By Another Deeded Week Secret Shopper from Out West

April 23, 2019

Some Vacation Clubs employ predatory and deceptive methods to convince deeded week timeshare “owners” to give up their deed to become a “member” of a points-based timeshare program. Owners are lured to “mandatory” updates designed to convince them why they should join their vacation club.

Last Tuesday a Secret Shopper shared his experience. Shopper owned two continuous deeded weeks at Virginia Beach. He determined that if he had agreed to forfeit his deeds for points, it is unlikely he would have access to the vacation location the family had enjoyed for years.

Some timeshare point members have no “beneficial interest” in actual real estate. Wyndham does sell a point-based deeded timeshare. The (intended pun) point is that just because points are used to identify one’s use interests, does not necessarily make the timeshare a users’ rights product.

In the case of non-deeded points, the point buyer buys points in a “right-to-use” program. Ownership rights are stripped away from the actual real estate. It’s more like buying a membership in a country club than buying a condo, except it’s a country club membership you can’t easily terminate unless the membership is free and clear. If there is no loan and maintenance fees are current, the resort MAY take the timeshare back in return for nothing more than the peace of mind knowing you are done with it.

Charging closing costs for a product that is not real estate was the basis of a class action lawsuit against Marriott Vacation Club.  In a recent ruling,

A Florida Judge has sustained central claims in the class action against Marriott and their points based system. “Consumer Deeds are invalid because they lack any cognizable legal description of a real property interest being conveyed as required by Florida law.”

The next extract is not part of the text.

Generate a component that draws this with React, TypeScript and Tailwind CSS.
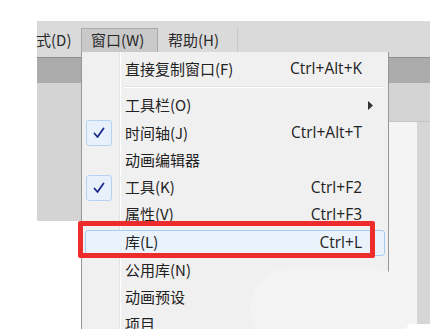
import React from "react";

const cjk = { fontFamily: '"Noto Sans CJK SC", "Noto Sans", sans-serif' };
const lat = { fontFamily: '"Open Sans", "Noto Sans", sans-serif' };

function Check() {
  return (
    <div className="ml-[4px] flex h-[26px] w-[26px] items-center justify-center rounded-[3px] border border-[#b6d2f2] bg-[#e8f1fb]">
      <svg width="12" height="12" viewBox="0 0 12 12">
        <path d="M1.5 6.5 L4.5 10 L10.5 1.5" fill="none" stroke="#1a2a8c" strokeWidth="1.8" strokeLinecap="round" strokeLinejoin="round" />
      </svg>
    </div>
  );
}

type Item = { label: string; sc?: string; check?: boolean; arrow?: boolean; h: number; hl?: boolean };

const items: Item[] = [
  { label: "工具栏(O)", arrow: true, h: 28 },
  { label: "时间轴(J)", sc: "Ctrl+Alt+T", check: true, h: 28 },
  { label: "动画编辑器", h: 27 },
  { label: "工具(K)", sc: "Ctrl+F2", check: true, h: 27 },
  { label: "属性(V)", sc: "Ctrl+F3", h: 27 },
  { label: "库(L)", sc: "Ctrl+L", h: 29, hl: true },
  { label: "公用库(N)", h: 27 },
  { label: "动画预设", h: 27 },
  { label: "项目", h: 27 },
];

function Row({ it }: { it: Item }) {
  return (
    <div className="relative flex items-center" style={{ height: it.h }}>
      {it.hl && (
        <div className="absolute left-[3px] right-[3px] top-[2px] bottom-[1px] rounded-[3px] border border-[#a8cbf0] bg-[#eaf2fb]" />
      )}
      <div className="relative flex h-full w-[38px] items-center">{it.check && <Check />}</div>
      <div className="relative pl-[5px] text-[15px] text-[#222]" style={cjk}>
        {it.label}
      </div>
      <div className="flex-1" />
      {it.sc && (
        <div className="relative pr-[26px] text-[15.5px] text-[#222]" style={lat}>
          {it.sc}
        </div>
      )}
      {it.arrow && (
        <div className="relative pr-[14px]">
          <svg width="6" height="9" viewBox="0 0 6 9">
            <path d="M0 0 L5 4.5 L0 9 Z" fill="#333" />
          </svg>
        </div>
      )}
    </div>
  );
}

export default function App() {
  return (
    <div className="relative h-[329px] w-[439px] overflow-hidden bg-white">
      <div className="h-[21px]" />
      <div className="ml-[37px] w-[393px]">
        <div className="flex h-[31px] items-end bg-[#dadada]">
          <div className="flex h-[24px] w-[44px] items-center text-[15px] text-[#2a2a2a]" style={cjk}>
            <span className="-ml-[1px]">式(D)</span>
          </div>
          <div className="flex h-[24px] w-[77px] items-center border-x border-t border-[#a9a9a9] bg-[#c9c9c9] pl-[9px] text-[15px] text-[#2a2a2a]" style={cjk}>
            窗口(W)
          </div>
          <div className="flex h-[24px] w-[79px] items-center pl-[10px] text-[15px] text-[#2a2a2a]" style={cjk}>
            帮助(H)
          </div>
          <div className="h-[24px] w-px bg-[#c8c8c8]" />
        </div>
        <div className="h-[5px] bg-[#dadada]" />
        <div className="h-[26px] border-t border-[#8e8e8e] bg-[#ababab]" />
        <div className="flex">
          <div className="h-[138px] w-[44px] bg-[#d4d4d4]" />
        </div>
      </div>
      <div className="absolute left-[389px] top-[83px] h-[39px] w-[41px] border-b border-[#c4c4c4] bg-[#d4d4d4]" />
      <div className="absolute left-[389px] top-[122px] h-[202px] w-[41px] bg-[#f4f4f4]" />
      <div className="absolute left-[417px] top-[122px] h-[202px] w-[13px] bg-[#d6d6d6]" />

      <div className="absolute left-[81px] top-[52px] w-[308px] border border-t-0 border-[#979797] bg-[#f0f0f0]">
        <div className="absolute bottom-0 left-[37px] top-0 w-px bg-[#e2e3e3]" />
        <div className="absolute bottom-0 left-[38px] top-0 w-px bg-white" />
        <div className="h-[3px]" />
        <Row it={{ label: "直接复制窗口(F)", sc: "Ctrl+Alt+K", h: 28 }} />
        <div className="flex h-[8px] items-center">
          <div className="ml-[42px] mr-[4px] flex-1">
            <div className="h-px bg-[#e2e3e3]" />
            <div className="h-px bg-white" />
          </div>
        </div>
        {items.map((it) => (
          <Row key={it.label} it={it} />
        ))}
      </div>

      <div className="absolute left-[78px] top-[221px] h-[37px] w-[297px] rounded-[2px] border-[5px] border-[#ee2c2c]" />

      <div className="absolute left-[250px] top-[268px] h-[80px] w-[162px] rounded-[40px] bg-[#f3f3f3]" />
    </div>
  );
}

https://www.nyrealestatelawblog.com/manhattan-litigation-blog/2019/april/florida-judge-sustains-central-claims-in-suit-ag/?fbclid=IwAR2wlVr8NIPBZj9Mcg8vVQI7_yHJvTHkIWTU4NdT9XEC8QANg0rfR9wmZrs#.XKZAISFvVH0.facebook

Our Secret Shopper Experience

Throughout our presentation, we were concerned about the sales agent using terms associated with real estate. Our sales agent said points are backed by real estate held in a trust. Agents used words and phrases like “opening escrow” and a 30 to 45 day closing period. One particularly deceptive use of real estate jargon was stating maintenance fees as HOA fees. They are not the same. It would take another article to explain why they are different. They would not disclose the terms of a loan unless we agreed to purchase.

My husband and I went after them from a financial angle. We said we were concerned about the company’s financial health. We felt the thousands of complaints that can be found about this company on the internet, over 1,000 Better Business Bureau Complaints, a government action, and numerous lawsuits would eventually catch up with them. That doesn’t mean all their sales agents are dishonest, but there are a disproportionate number of complaints compared to other timeshare companies.

What seemed to be the craziest comment came from an agent who came over to answer our questions about the budget report. We had asked:

“Is the Club solvent?” “Are they in debt?”

The agent shockingly responded, “Why would that matter to you?”

We asked for their California public report. We showed them that there was a deficit of $9.696 million. We asked why the public report does not show a reserve account. They said it’s typically not shown in a public report. This makes no sense as that is one of the first things to put in a public report to make the consumer feel more secure. The truth is – there is no reserve account based on documents we had analyzed.

Our sales agent seemed a bit dumbfounded. Our session ended without the usual downturn in attitude when a member says no and means no. We don’t think these agents are used to informed buyers. But Vacation Clubs don’t just try to take your deed. They try to take your Resort!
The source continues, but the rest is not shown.